Qualunque investitore, quando compra un titolo obbligazionario, sa che esiste il rischio di non restituzione e di fallimento dell’emittente e tale rischio finisce nel prezzo e nel tasso pagato. In questo momento, poi, in cui i mercati sono inondati dalla liquidità fornita dalle banche centrali e i soldi non sanno letteralmente dove andare, gli effetti del secondo default argentino sono stati al momento impercettibili e così sarà anche in futuro se questa clausola di protezione degli Stati dai fondi-avvoltoio sarà saggiamente inserita.
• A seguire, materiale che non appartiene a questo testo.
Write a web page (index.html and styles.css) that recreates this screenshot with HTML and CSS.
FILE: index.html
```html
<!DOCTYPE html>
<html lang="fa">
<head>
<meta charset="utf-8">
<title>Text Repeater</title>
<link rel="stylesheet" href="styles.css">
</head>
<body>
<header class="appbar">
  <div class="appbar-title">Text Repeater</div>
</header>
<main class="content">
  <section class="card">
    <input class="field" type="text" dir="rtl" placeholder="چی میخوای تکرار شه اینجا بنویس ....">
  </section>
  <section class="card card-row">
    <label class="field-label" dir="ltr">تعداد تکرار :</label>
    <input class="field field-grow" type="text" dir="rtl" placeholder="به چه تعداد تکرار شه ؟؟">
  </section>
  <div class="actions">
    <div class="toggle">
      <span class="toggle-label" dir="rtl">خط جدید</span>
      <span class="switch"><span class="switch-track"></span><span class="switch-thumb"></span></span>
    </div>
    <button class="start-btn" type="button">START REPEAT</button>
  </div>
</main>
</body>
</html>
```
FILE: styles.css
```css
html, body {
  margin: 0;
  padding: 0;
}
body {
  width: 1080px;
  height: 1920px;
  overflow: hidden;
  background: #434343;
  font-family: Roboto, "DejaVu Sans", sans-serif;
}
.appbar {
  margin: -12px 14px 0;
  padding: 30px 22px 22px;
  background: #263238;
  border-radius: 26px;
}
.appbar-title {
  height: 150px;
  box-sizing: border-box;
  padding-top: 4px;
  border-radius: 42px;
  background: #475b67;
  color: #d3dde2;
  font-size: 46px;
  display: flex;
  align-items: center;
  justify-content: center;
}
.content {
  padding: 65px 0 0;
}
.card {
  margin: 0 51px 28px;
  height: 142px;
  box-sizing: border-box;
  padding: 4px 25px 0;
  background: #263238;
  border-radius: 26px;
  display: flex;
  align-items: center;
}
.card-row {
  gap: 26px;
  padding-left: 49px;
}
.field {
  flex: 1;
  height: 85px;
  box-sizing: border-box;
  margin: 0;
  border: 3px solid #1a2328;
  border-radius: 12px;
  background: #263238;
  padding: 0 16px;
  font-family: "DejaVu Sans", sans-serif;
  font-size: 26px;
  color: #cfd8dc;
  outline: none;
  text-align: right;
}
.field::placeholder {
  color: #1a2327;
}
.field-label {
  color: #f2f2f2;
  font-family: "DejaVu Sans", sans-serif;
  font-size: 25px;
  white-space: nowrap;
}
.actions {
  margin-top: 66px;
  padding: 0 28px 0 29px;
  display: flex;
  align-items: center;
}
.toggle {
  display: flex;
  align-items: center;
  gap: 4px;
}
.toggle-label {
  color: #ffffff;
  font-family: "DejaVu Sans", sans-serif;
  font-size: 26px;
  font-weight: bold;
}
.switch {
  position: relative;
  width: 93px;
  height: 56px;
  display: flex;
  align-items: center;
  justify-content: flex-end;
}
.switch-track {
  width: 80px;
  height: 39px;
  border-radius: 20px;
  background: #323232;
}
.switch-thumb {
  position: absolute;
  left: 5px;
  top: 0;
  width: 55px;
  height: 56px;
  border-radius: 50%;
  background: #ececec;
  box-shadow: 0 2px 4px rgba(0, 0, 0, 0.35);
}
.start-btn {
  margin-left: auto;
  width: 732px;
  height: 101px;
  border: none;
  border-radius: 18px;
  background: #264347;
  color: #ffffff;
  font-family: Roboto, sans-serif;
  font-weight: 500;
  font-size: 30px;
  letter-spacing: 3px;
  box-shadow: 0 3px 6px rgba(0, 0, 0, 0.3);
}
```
Ciò che conta è che, come nel fallimento privato, il principio eticamente superiore di cercare di far ripartire la parte più debole, anche quando si tratta di un intero Stato sovrano, sia salvaguardato.

Vengono in mente le parole di Francesco, il Papa argentino, quando nella Evangelii Gaudium afferma: «Finché non si risolveranno radicalmente i problemi dei poveri, rinunciando all’autonomia assoluta dei mercati e della speculazione finanziaria e aggredendo le cause strutturali della iniquità, non si risolveranno i problemi del mondo e in definitiva nessun problema». E, a proposito del concetto di “globalizzazione dell’indifferenza” aggiunge: «Quasi senza accorgercene, diventiamo incapaci di provare compassione dinanzi al grido di dolore degli altri, non piangiamo più davanti al dramma degli altri né ci interessa curarci di loro, come se tutto fosse una responsabilità a noi estranea che non ci compete».

Se rischiamo di investire una persona con l’automobile, freniamo bruscamente perché abbiamo dinanzi a noi l’evidenza del fatto. Chi compie operazioni speculative davanti a un monitor, invece, oggi ha strumenti potentissimi per produrre enormi danni a grandi quantità di persone, e può “rimuovere” la sua azione perché dolori e drammi economici non sono visibili al computer. Ma la sofferenza e l’ingiustizia provocata sono reali e impongono di essere riparate.